*EXERCISE DETAILS*.
Carry none of the pictures over; set down the material below exactly.

---- DATA PROVIDED

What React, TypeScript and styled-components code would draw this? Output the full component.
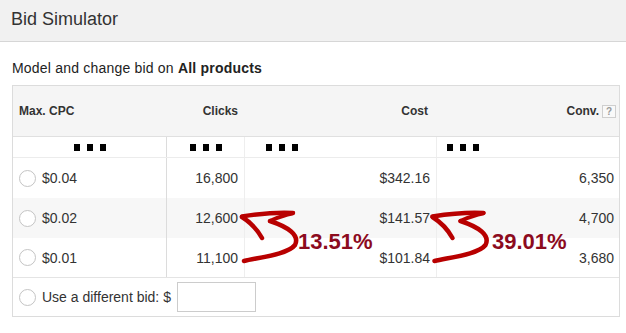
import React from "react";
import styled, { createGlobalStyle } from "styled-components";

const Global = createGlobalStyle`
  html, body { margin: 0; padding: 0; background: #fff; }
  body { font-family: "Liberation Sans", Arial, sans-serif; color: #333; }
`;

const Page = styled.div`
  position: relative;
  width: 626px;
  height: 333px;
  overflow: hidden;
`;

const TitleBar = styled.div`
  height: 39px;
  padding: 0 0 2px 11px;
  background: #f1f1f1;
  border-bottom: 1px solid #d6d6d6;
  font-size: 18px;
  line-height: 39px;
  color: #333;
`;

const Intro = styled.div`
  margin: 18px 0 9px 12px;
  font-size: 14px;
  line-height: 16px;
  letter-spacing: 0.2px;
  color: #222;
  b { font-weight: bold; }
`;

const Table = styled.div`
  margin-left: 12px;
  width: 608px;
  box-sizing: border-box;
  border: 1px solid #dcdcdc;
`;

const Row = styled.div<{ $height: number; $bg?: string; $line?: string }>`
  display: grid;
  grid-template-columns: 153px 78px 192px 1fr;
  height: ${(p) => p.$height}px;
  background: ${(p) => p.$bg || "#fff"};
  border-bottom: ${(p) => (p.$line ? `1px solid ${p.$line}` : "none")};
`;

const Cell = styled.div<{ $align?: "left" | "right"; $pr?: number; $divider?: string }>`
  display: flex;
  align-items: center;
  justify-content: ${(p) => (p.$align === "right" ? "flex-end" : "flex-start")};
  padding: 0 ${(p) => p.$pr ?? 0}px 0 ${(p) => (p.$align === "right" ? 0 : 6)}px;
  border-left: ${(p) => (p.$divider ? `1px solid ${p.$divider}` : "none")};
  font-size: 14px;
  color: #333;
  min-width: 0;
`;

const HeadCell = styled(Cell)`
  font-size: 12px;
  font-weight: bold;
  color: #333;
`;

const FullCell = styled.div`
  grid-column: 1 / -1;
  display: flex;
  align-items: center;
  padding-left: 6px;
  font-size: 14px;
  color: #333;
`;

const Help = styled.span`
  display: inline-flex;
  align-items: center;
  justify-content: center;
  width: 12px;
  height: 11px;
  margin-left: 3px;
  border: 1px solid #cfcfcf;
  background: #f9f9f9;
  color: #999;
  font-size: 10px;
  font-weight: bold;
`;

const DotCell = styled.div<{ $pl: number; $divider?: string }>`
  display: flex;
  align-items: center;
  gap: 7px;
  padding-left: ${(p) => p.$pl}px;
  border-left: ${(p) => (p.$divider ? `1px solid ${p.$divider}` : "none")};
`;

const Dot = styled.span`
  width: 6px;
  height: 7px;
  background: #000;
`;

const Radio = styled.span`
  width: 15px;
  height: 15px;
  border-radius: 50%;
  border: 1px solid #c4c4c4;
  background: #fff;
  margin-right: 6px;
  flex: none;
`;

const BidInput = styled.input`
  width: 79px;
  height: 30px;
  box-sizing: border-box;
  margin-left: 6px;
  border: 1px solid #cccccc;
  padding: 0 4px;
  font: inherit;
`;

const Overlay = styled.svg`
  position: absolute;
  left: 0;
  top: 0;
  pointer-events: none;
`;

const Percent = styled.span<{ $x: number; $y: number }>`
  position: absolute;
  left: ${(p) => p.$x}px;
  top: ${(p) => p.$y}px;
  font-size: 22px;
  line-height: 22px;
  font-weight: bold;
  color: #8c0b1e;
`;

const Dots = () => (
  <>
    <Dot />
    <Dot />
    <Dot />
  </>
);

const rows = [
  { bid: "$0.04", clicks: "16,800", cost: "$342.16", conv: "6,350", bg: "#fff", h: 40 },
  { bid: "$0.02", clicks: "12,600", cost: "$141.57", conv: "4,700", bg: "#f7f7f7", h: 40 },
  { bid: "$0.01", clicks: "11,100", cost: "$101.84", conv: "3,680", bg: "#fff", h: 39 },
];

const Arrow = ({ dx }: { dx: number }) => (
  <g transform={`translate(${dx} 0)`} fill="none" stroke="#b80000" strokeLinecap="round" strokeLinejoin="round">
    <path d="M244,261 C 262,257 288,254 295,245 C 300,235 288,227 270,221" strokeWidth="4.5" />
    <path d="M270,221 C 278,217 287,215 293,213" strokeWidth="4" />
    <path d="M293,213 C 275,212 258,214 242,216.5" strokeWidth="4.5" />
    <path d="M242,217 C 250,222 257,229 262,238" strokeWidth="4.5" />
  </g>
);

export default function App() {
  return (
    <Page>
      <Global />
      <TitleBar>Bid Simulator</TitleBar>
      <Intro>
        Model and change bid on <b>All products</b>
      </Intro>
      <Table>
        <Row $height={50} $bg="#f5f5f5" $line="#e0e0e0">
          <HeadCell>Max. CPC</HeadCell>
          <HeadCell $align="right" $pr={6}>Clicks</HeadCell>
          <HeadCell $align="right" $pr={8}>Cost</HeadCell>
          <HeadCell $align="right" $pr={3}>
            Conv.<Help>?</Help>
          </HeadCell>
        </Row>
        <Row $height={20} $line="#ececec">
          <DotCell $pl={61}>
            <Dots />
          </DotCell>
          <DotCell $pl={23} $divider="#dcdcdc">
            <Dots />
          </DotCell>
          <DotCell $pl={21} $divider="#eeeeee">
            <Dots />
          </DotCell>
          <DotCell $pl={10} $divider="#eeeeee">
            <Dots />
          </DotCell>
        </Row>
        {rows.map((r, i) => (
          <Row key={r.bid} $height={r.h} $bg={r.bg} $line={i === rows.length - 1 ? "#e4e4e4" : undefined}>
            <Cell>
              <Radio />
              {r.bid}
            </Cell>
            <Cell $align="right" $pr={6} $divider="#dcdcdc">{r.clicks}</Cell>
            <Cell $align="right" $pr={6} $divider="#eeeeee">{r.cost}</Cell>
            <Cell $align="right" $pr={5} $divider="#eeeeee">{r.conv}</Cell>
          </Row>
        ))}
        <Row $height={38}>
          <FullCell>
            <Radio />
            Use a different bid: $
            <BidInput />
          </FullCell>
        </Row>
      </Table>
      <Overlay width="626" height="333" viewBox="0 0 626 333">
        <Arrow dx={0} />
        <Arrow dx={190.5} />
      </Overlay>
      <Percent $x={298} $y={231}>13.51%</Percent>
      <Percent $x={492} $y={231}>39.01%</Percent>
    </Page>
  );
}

--------

*OUTPUT FOR THIS TASK*.
What React, TypeScript and styled-components code would draw this? Output the full component.
import React from "react";
import styled, { createGlobalStyle } from "styled-components";

const Global = createGlobalStyle`
  html, body { margin: 0; padding: 0; background: #fff; }
  body { font-family: "Liberation Sans", Arial, sans-serif; color: #333; }
`;

const Page = styled.div`
  position: relative;
  width: 626px;
  height: 333px;
  overflow: hidden;
`;

const TitleBar = styled.div`
  height: 39px;
  padding: 0 0 2px 11px;
  background: #f1f1f1;
  border-bottom: 1px solid #d6d6d6;
  font-size: 18px;
  line-height: 39px;
  color: #333;
`;

const Intro = styled.div`
  margin: 18px 0 9px 12px;
  font-size: 14px;
  line-height: 16px;
  letter-spacing: 0.2px;
  color: #222;
  b { font-weight: bold; }
`;

const Table = styled.div`
  margin-left: 12px;
  width: 608px;
  box-sizing: border-box;
  border: 1px solid #dcdcdc;
`;

const Row = styled.div<{ $height: number; $bg?: string; $line?: string }>`
  display: grid;
  grid-template-columns: 153px 78px 192px 1fr;
  height: ${(p) => p.$height}px;
  background: ${(p) => p.$bg || "#fff"};
  border-bottom: ${(p) => (p.$line ? `1px solid ${p.$line}` : "none")};
`;

const Cell = styled.div<{ $align?: "left" | "right"; $pr?: number; $divider?: string }>`
  display: flex;
  align-items: center;
  justify-content: ${(p) => (p.$align === "right" ? "flex-end" : "flex-start")};
  padding: 0 ${(p) => p.$pr ?? 0}px 0 ${(p) => (p.$align === "right" ? 0 : 6)}px;
  border-left: ${(p) => (p.$divider ? `1px solid ${p.$divider}` : "none")};
  font-size: 14px;
  color: #333;
  min-width: 0;
`;

const HeadCell = styled(Cell)`
  font-size: 12px;
  font-weight: bold;
  color: #333;
`;

const FullCell = styled.div`
  grid-column: 1 / -1;
  display: flex;
  align-items: center;
  padding-left: 6px;
  font-size: 14px;
  color: #333;
`;

const Help = styled.span`
  display: inline-flex;
  align-items: center;
  justify-content: center;
  width: 12px;
  height: 11px;
  margin-left: 3px;
  border: 1px solid #cfcfcf;
  background: #f9f9f9;
  color: #999;
  font-size: 10px;
  font-weight: bold;
`;

const DotCell = styled.div<{ $pl: number; $divider?: string }>`
  display: flex;
  align-items: center;
  gap: 7px;
  padding-left: ${(p) => p.$pl}px;
  border-left: ${(p) => (p.$divider ? `1px solid ${p.$divider}` : "none")};
`;

const Dot = styled.span`
  width: 6px;
  height: 7px;
  background: #000;
`;

const Radio = styled.span`
  width: 15px;
  height: 15px;
  border-radius: 50%;
  border: 1px solid #c4c4c4;
  background: #fff;
  margin-right: 6px;
  flex: none;
`;

const BidInput = styled.input`
  width: 79px;
  height: 30px;
  box-sizing: border-box;
  margin-left: 6px;
  border: 1px solid #cccccc;
  padding: 0 4px;
  font: inherit;
`;

const Overlay = styled.svg`
  position: absolute;
  left: 0;
  top: 0;
  pointer-events: none;
`;

const Percent = styled.span<{ $x: number; $y: number }>`
  position: absolute;
  left: ${(p) => p.$x}px;
  top: ${(p) => p.$y}px;
  font-size: 22px;
  line-height: 22px;
  font-weight: bold;
  color: #8c0b1e;
`;

const Dots = () => (
  <>
    <Dot />
    <Dot />
    <Dot />
  </>
);

const rows = [
  { bid: "$0.04", clicks: "16,800", cost: "$342.16", conv: "6,350", bg: "#fff", h: 40 },
  { bid: "$0.02", clicks: "12,600", cost: "$141.57", conv: "4,700", bg: "#f7f7f7", h: 40 },
  { bid: "$0.01", clicks: "11,100", cost: "$101.84", conv: "3,680", bg: "#fff", h: 39 },
];

const Arrow = ({ dx }: { dx: number }) => (
  <g transform={`translate(${dx} 0)`} fill="none" stroke="#b80000" strokeLinecap="round" strokeLinejoin="round">
    <path d="M244,261 C 262,257 288,254 295,245 C 300,235 288,227 270,221" strokeWidth="4.5" />
    <path d="M270,221 C 278,217 287,215 293,213" strokeWidth="4" />
    <path d="M293,213 C 275,212 258,214 242,216.5" strokeWidth="4.5" />
    <path d="M242,217 C 250,222 257,229 262,238" strokeWidth="4.5" />
  </g>
);

export default function App() {
  return (
    <Page>
      <Global />
      <TitleBar>Bid Simulator</TitleBar>
      <Intro>
        Model and change bid on <b>All products</b>
      </Intro>
      <Table>
        <Row $height={50} $bg="#f5f5f5" $line="#e0e0e0">
          <HeadCell>Max. CPC</HeadCell>
          <HeadCell $align="right" $pr={6}>Clicks</HeadCell>
          <HeadCell $align="right" $pr={8}>Cost</HeadCell>
          <HeadCell $align="right" $pr={3}>
            Conv.<Help>?</Help>
          </HeadCell>
        </Row>
        <Row $height={20} $line="#ececec">
          <DotCell $pl={61}>
            <Dots />
          </DotCell>
          <DotCell $pl={23} $divider="#dcdcdc">
            <Dots />
          </DotCell>
          <DotCell $pl={21} $divider="#eeeeee">
            <Dots />
          </DotCell>
          <DotCell $pl={10} $divider="#eeeeee">
            <Dots />
          </DotCell>
        </Row>
        {rows.map((r, i) => (
          <Row key={r.bid} $height={r.h} $bg={r.bg} $line={i === rows.length - 1 ? "#e4e4e4" : undefined}>
            <Cell>
              <Radio />
              {r.bid}
            </Cell>
            <Cell $align="right" $pr={6} $divider="#dcdcdc">{r.clicks}</Cell>
            <Cell $align="right" $pr={6} $divider="#eeeeee">{r.cost}</Cell>
            <Cell $align="right" $pr={5} $divider="#eeeeee">{r.conv}</Cell>
          </Row>
        ))}
        <Row $height={38}>
          <FullCell>
            <Radio />
            Use a different bid: $
            <BidInput />
          </FullCell>
        </Row>
      </Table>
      <Overlay width="626" height="333" viewBox="0 0 626 333">
        <Arrow dx={0} />
        <Arrow dx={190.5} />
      </Overlay>
      <Percent $x={298} $y={231}>13.51%</Percent>
      <Percent $x={492} $y={231}>39.01%</Percent>
    </Page>
  );
}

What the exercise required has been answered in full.